OK, if set aside momentum conservation for the time being, what does $W_t$ represent in your equations?

5. Mar 31, 2017

Energy going from one system (K_e of bullet) to the next (Bullet block).

Correct??

6. Mar 31, 2017

### kuruman

Consider writing expressions for the energy of your system of bullet + block before the bullet is embedded and after it is embedded. You have
$E_{before} = K_{bullet}$ and $E_{after} = K_{bullet + block} + E_t$
If you start from this and do the algebra correctly, you should get the book's answer. However, I think this problem is over-determined because the answer does not conserve momentum. Have you studied momentum conservation?

7. Mar 31, 2017

Not yet, we are not on momentum conservation. I will do the problem and report back!

8. Mar 31, 2017

### Comeback City

@kuruman is correct. Momentum conservation should be the way to go. This is a perfectly inelastic collision.

9. Mar 31, 2017

### Staff: Mentor

The OP wants to match the book's solution which specifically involves the use of the energy lost to heat over the collision. Provided that you account for this energy you can write the energy balance equation.

10. Mar 31, 2017

So I CAN use the equations I listen in the OP? If so do you know where I went wrong in my method?

I have a hunch that:

Solving $K_f = K_i + W_t - E_t$ for E_t I get:

$E_t = K_i - K_f + W_t$
$E_t = -\Delta K + W_t$ if $K_f - K_ i = \Delta K$ thats why I have $-\Delta K$.

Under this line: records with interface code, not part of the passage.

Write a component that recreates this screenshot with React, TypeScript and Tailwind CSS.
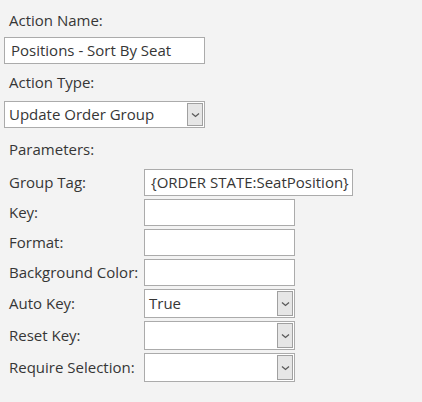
import React from 'react';

function Chevron() {
  return (
    <svg width="9" height="6" viewBox="0 0 9 6" className="block">
      <path d="M1 1.5 L4.5 4.5 L8 1.5" fill="none" stroke="#5a5a5a" strokeWidth="1.3" />
    </svg>
  );
}

function TextBox({ value = '', className = '' }: { value?: string; className?: string }) {
  return (
    <div className={`flex h-[27px] items-center border border-[#ababab] bg-white pl-[6px] ${className}`}>
      <span className="whitespace-nowrap">{value}</span>
    </div>
  );
}

function Select({ value = '', className = '' }: { value?: string; className?: string }) {
  return (
    <div className={`flex items-center border border-[#ababab] bg-white pl-[4px] pr-[1px] py-[1px] ${className}`}>
      <span className="flex-1 whitespace-nowrap">{value}</span>
      <div className="flex h-full w-[16px] items-center justify-center border border-[#a0a0a0] bg-[#e6e6e6]">
        <Chevron />
      </div>
    </div>
  );
}

const rows: { label: string; kind: 'text' | 'select'; value?: string; wide?: boolean }[] = [
  { label: 'Group Tag:', kind: 'text', value: '{ORDER STATE:SeatPosition}', wide: true },
  { label: 'Key:', kind: 'text' },
  { label: 'Format:', kind: 'text' },
  { label: 'Background Color:', kind: 'text' },
  { label: 'Auto Key:', kind: 'select', value: 'True' },
  { label: 'Reset Key:', kind: 'select' },
  { label: 'Require Selection:', kind: 'select' },
];

export default function App() {
  return (
    <div
      className="h-[402px] w-[422px] bg-[#f3f3f3] text-[15px] leading-none text-[#363636]"
      style={{ fontFamily: '"Open Sans", "Noto Sans", sans-serif' }}
    >
      <div className="flex flex-col pl-[4px] pt-[13px]">
        <div className="pl-[5px]">Action Name:</div>
        <TextBox value="Positions - Sort By Seat" className="mt-[9px] w-[201px]" />
        <div className="mt-[11px] pl-[5px]">Action Type:</div>
        <Select value="Update Order Group" className="mt-[11px] h-[27px] w-[201px]" />
        <div className="mt-[14px] pl-[5px]">Parameters:</div>

        <div className="mt-[12px] flex flex-col gap-[3px]">
          {rows.map((r) => (
            <div key={r.label} className="flex items-center">
              <div className="w-[140px] pl-[5px]">{r.label}</div>
              {r.kind === 'text' ? (
                <TextBox value={r.value} className={r.wide ? 'w-[209px]' : 'w-[151px]'} />
              ) : (
                <Select value={r.value} className="h-[29px] w-[151px]" />
              )}
            </div>
          ))}
        </div>
      </div>
    </div>
  );
}
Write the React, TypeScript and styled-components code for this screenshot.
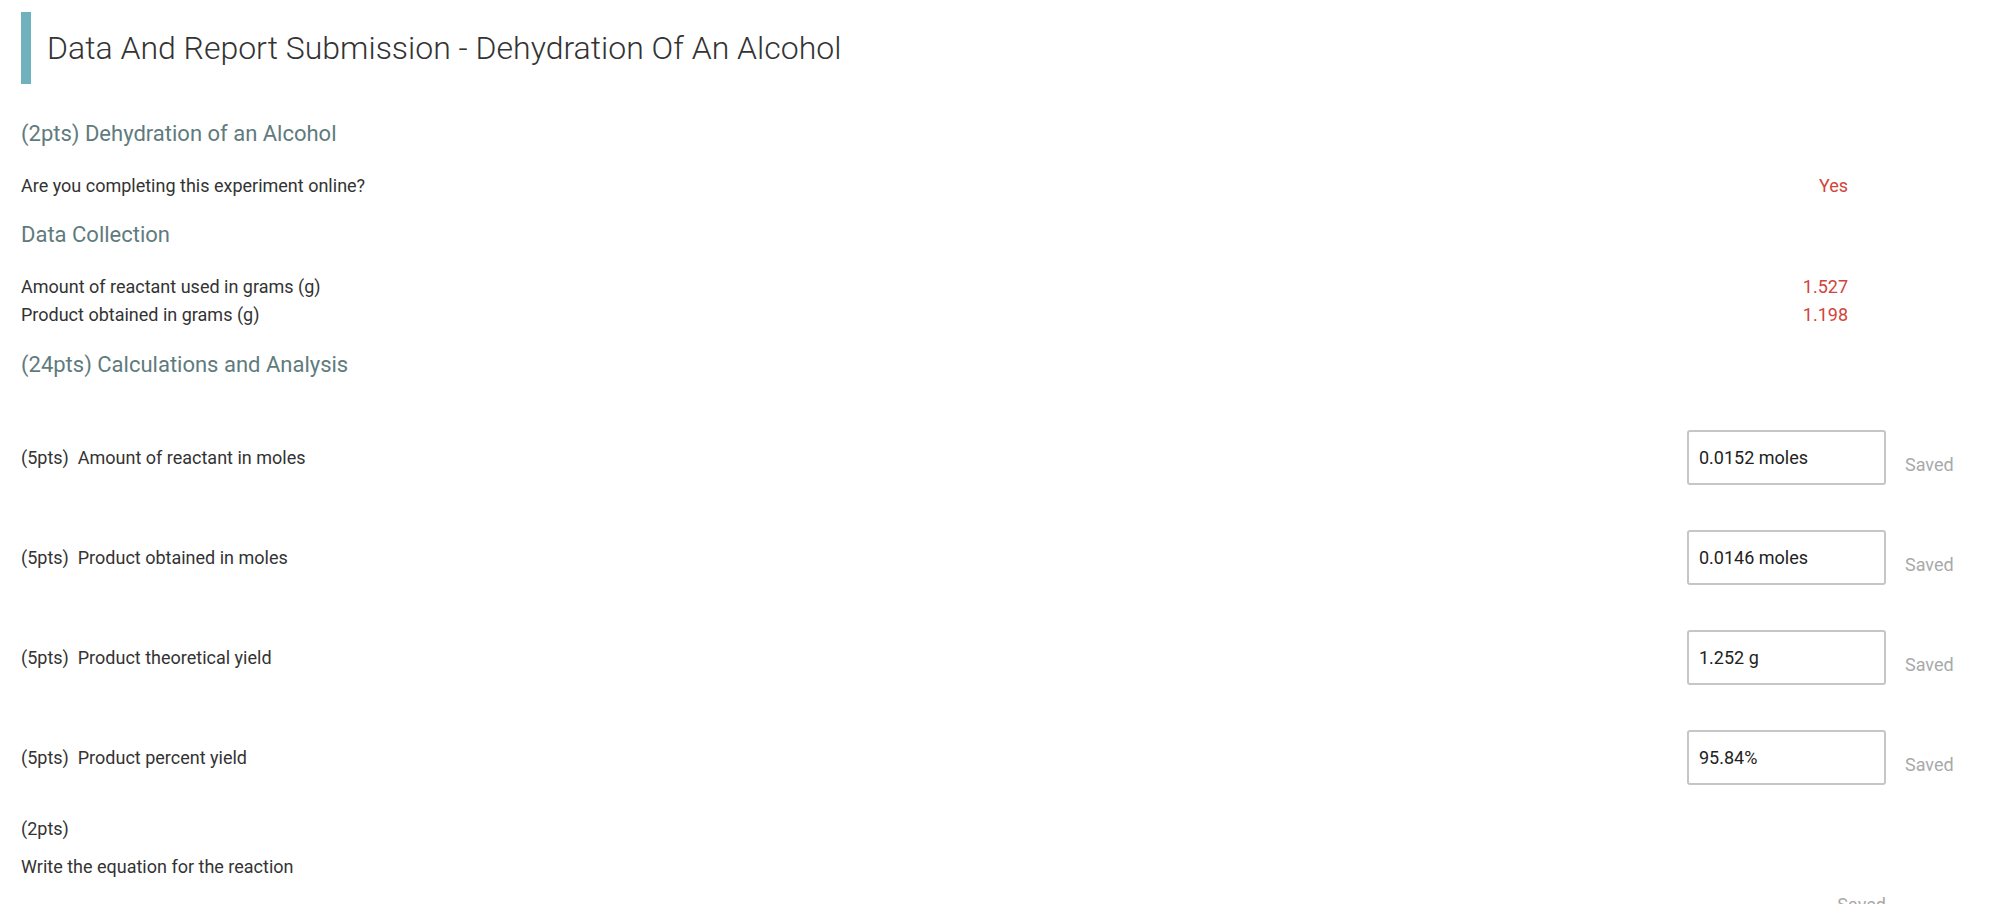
import React from "react";
import styled, { createGlobalStyle } from "styled-components";

const GlobalStyle = createGlobalStyle`
  html, body {
    margin: 0;
    padding: 0;
    background: #ffffff;
  }
  body {
    font-family: Roboto, "Liberation Sans", Arial, sans-serif;
    color: #333333;
  }
`;

// Page wrapper
const Page = styled.div`
  padding: 12px 0 0 21px;
  overflow: hidden;
  height: 892px;
`;

// Title with accent bar
const TitleBlock = styled.div`
  display: flex;
  align-items: center;
  height: 72px;
  border-left: 10px solid #6fb2be;
  padding-left: 16px;
`;

const Title = styled.h1`
  margin: 0;
  font-size: 32px;
  font-weight: 300;
  color: #333333;
  line-height: 40px;
`;

// Section heading
const SectionHeading = styled.h2<{ $gap: number }>`
  margin: ${(p) => p.$gap}px 0 0;
  font-size: 22px;
  font-weight: 400;
  line-height: 25px;
  color: #5f7b7d;
`;

// Read-only answer list
const InfoList = styled.div<{ $gap: number }>`
  margin-top: ${(p) => p.$gap}px;
  padding-right: 154px;
`;

const InfoRow = styled.div`
  display: flex;
  justify-content: space-between;
  font-size: 18px;
  line-height: 28px;
  color: #333333;
`;

const InfoValue = styled.span`
  color: #d1443b;
`;

// Question rows with input
const QuestionList = styled.div`
  display: flex;
  flex-direction: column;
  gap: 45px;
  margin-top: 53px;
`;

const QuestionRow = styled.div`
  display: flex;
  align-items: center;
  height: 55px;
`;

const QuestionLabel = styled.div`
  flex: 1;
  font-size: 18px;
  line-height: 28px;
  color: #333333;
  white-space: pre;
`;

const AnswerBox = styled.input`
  box-sizing: border-box;
  width: 199px;
  height: 55px;
  border: 2px solid #c6c6c6;
  border-radius: 3px;
  padding: 0 10px;
  font-family: Roboto, "Liberation Sans", Arial, sans-serif;
  font-size: 18px;
  color: #222222;
  background: #ffffff;
  outline: none;
`;

const SavedNote = styled.span`
  width: 116px;
  box-sizing: border-box;
  padding: 14px 0 0 19px;
  font-size: 18px;
  line-height: 28px;
  color: #a9a9a9;
`;

// Free-text question
const FreeQuestion = styled.div`
  margin-top: 30px;
  font-size: 18px;
  line-height: 28px;
  color: #333333;
`;

const FreePrompt = styled.div`
  margin-top: 10px;
`;

const FreeSaved = styled.div`
  margin-top: 10px;
  padding-right: 116px;
  text-align: right;
  font-size: 18px;
  line-height: 28px;
  color: #a9a9a9;
`;

const data = [
  { label: "Amount of reactant used in grams (g)", value: "1.527" },
  { label: "Product obtained in grams (g)", value: "1.198" },
];

const questions = [
  { label: "Amount of reactant in moles", answer: "0.0152 moles" },
  { label: "Product obtained in moles", answer: "0.0146 moles" },
  { label: "Product theoretical yield", answer: "1.252 g" },
  { label: "Product percent yield", answer: "95.84%" },
];

export default function App() {
  return (
    <>
      <GlobalStyle />
      <Page>
        <TitleBlock>
          <Title>Data And Report Submission - Dehydration Of An Alcohol</Title>
        </TitleBlock>

        <SectionHeading $gap={37}>(2pts) Dehydration of an Alcohol</SectionHeading>
        <InfoList $gap={26}>
          <InfoRow>
            <span>Are you completing this experiment online?</span>
            <InfoValue>Yes</InfoValue>
          </InfoRow>
        </InfoList>

        <SectionHeading $gap={22}>Data Collection</SectionHeading>
        <InfoList $gap={26}>
          {data.map((d) => (
            <InfoRow key={d.label}>
              <span>{d.label}</span>
              <InfoValue>{d.value}</InfoValue>
            </InfoRow>
          ))}
        </InfoList>

        <SectionHeading $gap={23}>(24pts) Calculations and Analysis</SectionHeading>
        <QuestionList>
          {questions.map((q) => (
            <QuestionRow key={q.label}>
              <QuestionLabel>{"(5pts)  " + q.label}</QuestionLabel>
              <AnswerBox defaultValue={q.answer} readOnly />
              <SavedNote>Saved</SavedNote>
            </QuestionRow>
          ))}
        </QuestionList>

        <FreeQuestion>
          <div>(2pts)</div>
          <FreePrompt>Write the equation for the reaction</FreePrompt>
        </FreeQuestion>
        <FreeSaved>Saved</FreeSaved>
      </Page>
    </>
  );
}
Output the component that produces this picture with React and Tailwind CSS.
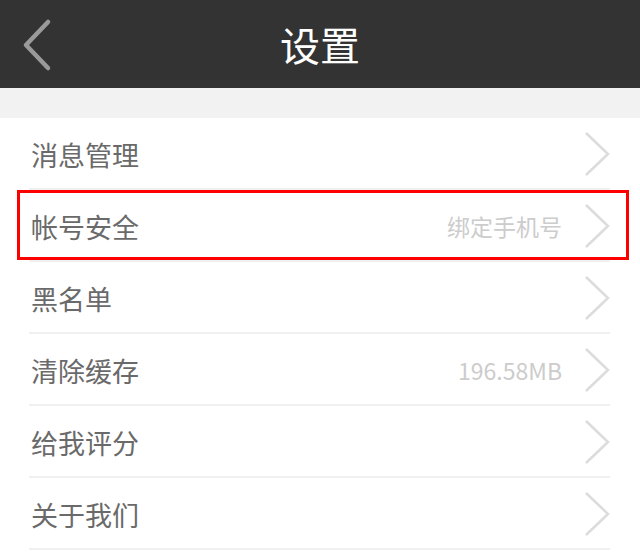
import React from 'react';

const rows = [
  { label: '消息管理' },
  { label: '帐号安全', value: '绑定手机号', highlight: true },
  { label: '黑名单' },
  { label: '清除缓存', value: '196.58MB' },
  { label: '给我评分' },
  { label: '关于我们' },
];

const Chevron = () => (
  <svg width="26" height="46" viewBox="0 0 26 46" className="shrink-0">
    <path d="M2 2 L24 23 L2 44" fill="none" stroke="#dcdcdc" strokeWidth="2.5" />
  </svg>
);

const Row = ({ label, value, highlight }) => (
  <div className="relative h-[72px] flex items-center pl-[31px] pr-[30px]">
    <span className="text-[27px] text-[#6a6a6a] leading-none">{label}</span>
    <div className="flex-1" />
    {value && <span className="text-[23px] text-[#cccccc] leading-none mr-[22px]">{value}</span>}
    <Chevron />
    <div className="absolute left-[29px] right-[30px] bottom-0 h-[2px] bg-[#f0f0f0]" />
    {highlight && (
      <div className="absolute left-[17px] right-[11px] top-[0px] bottom-[2px] border-[3px] border-[#ff0000] pointer-events-none" />
    )}
  </div>
);

export default function App() {
  return (
    <div className="w-[640px] h-[552px] bg-white overflow-hidden font-['Noto_Sans_CJK_SC','Noto_Sans',sans-serif]">
      <div className="h-[88px] bg-[#333333] flex items-center justify-center relative">
        <svg width="40" height="56" viewBox="0 0 40 56" className="absolute left-[18px] top-[17px]">
          <path d="M30 5 L8 28 L30 51" fill="none" stroke="#9a9a9a" strokeWidth="4.5" strokeLinecap="round" strokeLinejoin="round" />
        </svg>
        <span className="text-white text-[40px] leading-none">设置</span>
      </div>
      <div className="h-[30px] bg-[#f2f2f2]" />
      {rows.map((r) => (
        <Row key={r.label} {...r} />
      ))}
    </div>
  );
}
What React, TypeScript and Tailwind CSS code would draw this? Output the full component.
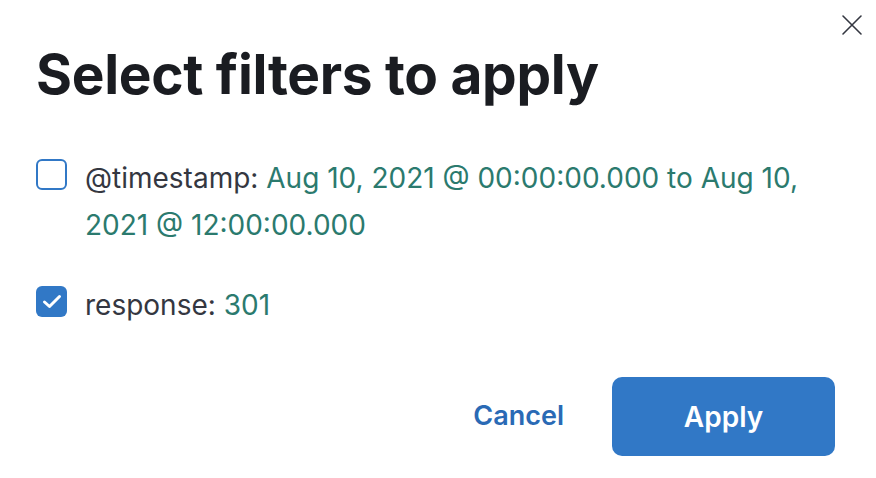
import React from "react";

export default function App() {
  return (
    <div
      className="relative w-[876px] h-[478px] bg-white overflow-hidden"
      style={{ fontFamily: "Inter, 'Noto Sans', sans-serif" }}
    >
      <button className="absolute right-[12px] top-[13px] w-[24px] h-[24px] flex items-center justify-center text-[#343741]">
        <svg width="22" height="22" viewBox="0 0 22 22" fill="none">
          <path d="M2 2 L20 20 M20 2 L2 20" stroke="#343741" strokeWidth="1.6" strokeLinecap="round" />
        </svg>
      </button>
      <div className="pl-[36px] pr-[30px] pt-[40px]">
        <h1 className="text-[55px] leading-[68px] font-bold text-[#1a1c21] tracking-[-0.3px]">
          Select filters to apply
        </h1>
        <div className="mt-[50px] flex flex-col gap-[36px]">
          <div className="flex items-start gap-[18px]">
            <div className="mt-[1px] w-[31px] h-[31px] shrink-0 rounded-[6px] border-2 border-[#3178c6] bg-white" />
            <div className="max-w-[740px] text-[28px] leading-[47px] text-[#343741] -mt-[3px]">
              @timestamp: <span className="text-[#2b7a6e]">Aug 10, 2021 @ 00:00:00.000 to Aug 10, 2021 @ 12:00:00.000</span>
            </div>
          </div>
          <div className="flex items-start gap-[18px]">
            <div className="mt-[1px] w-[31px] h-[31px] shrink-0 rounded-[6px] bg-[#3178c6] flex items-center justify-center">
              <svg width="20" height="15" viewBox="0 0 20 15" fill="none">
                <path d="M2.5 8 L7.5 12.5 L17.5 2.5" stroke="white" strokeWidth="3" strokeLinecap="round" strokeLinejoin="round" />
              </svg>
            </div>
            <div className="text-[28px] leading-[47px] text-[#343741] -mt-[3px]">
              response: <span className="text-[#2b7a6e]">301</span>
            </div>
          </div>
        </div>
      </div>
      <div className="absolute left-0 right-0 bottom-[22px] flex justify-end items-center gap-[48px] pr-[41px]">
        <button className="text-[27px] font-semibold text-[#2a6ab5]">Cancel</button>
        <button className="w-[223px] h-[79px] rounded-[10px] bg-[#3178c6] text-white text-[28px] font-semibold">
          Apply
        </button>
      </div>
    </div>
  );
}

was the wrong step, but I'm not too sure..

11. Mar 31, 2017

### Staff: Mentor

I don't know why you're distinguishing two energies Wt and Et. There's only one value that is the difference between the initial and final kinetic energies, so use one variable for it.

12. Mar 31, 2017

### kuruman

When you conserve energy you have to stay with one system. Here your system is bullet + block. There is no $W_t$
Look at post #6. Set Ebefore = Eafter and proceed.

BTW, I stand corrected. Momentum conservation is not an issue here as gneill noted.

13. Mar 31, 2017

Wow.. I think I understand now. So W_t and E_t are the same thing? Since the definition of work is energy transferred and E_t is the only energy being transferred in the system?

14. Mar 31, 2017

### Staff: Mentor

Well, it's up to you to define whatever quantities you introduce. Originally you wrote your equation with these two varables but didn't spell out explicitly what they stood for.

You could, for example, account for the heat energy in the block and the bullet and the air and the horizontal surface all as separate quantities. They'd still all have to sum to one value that is the difference between the initial and final kinetic energies.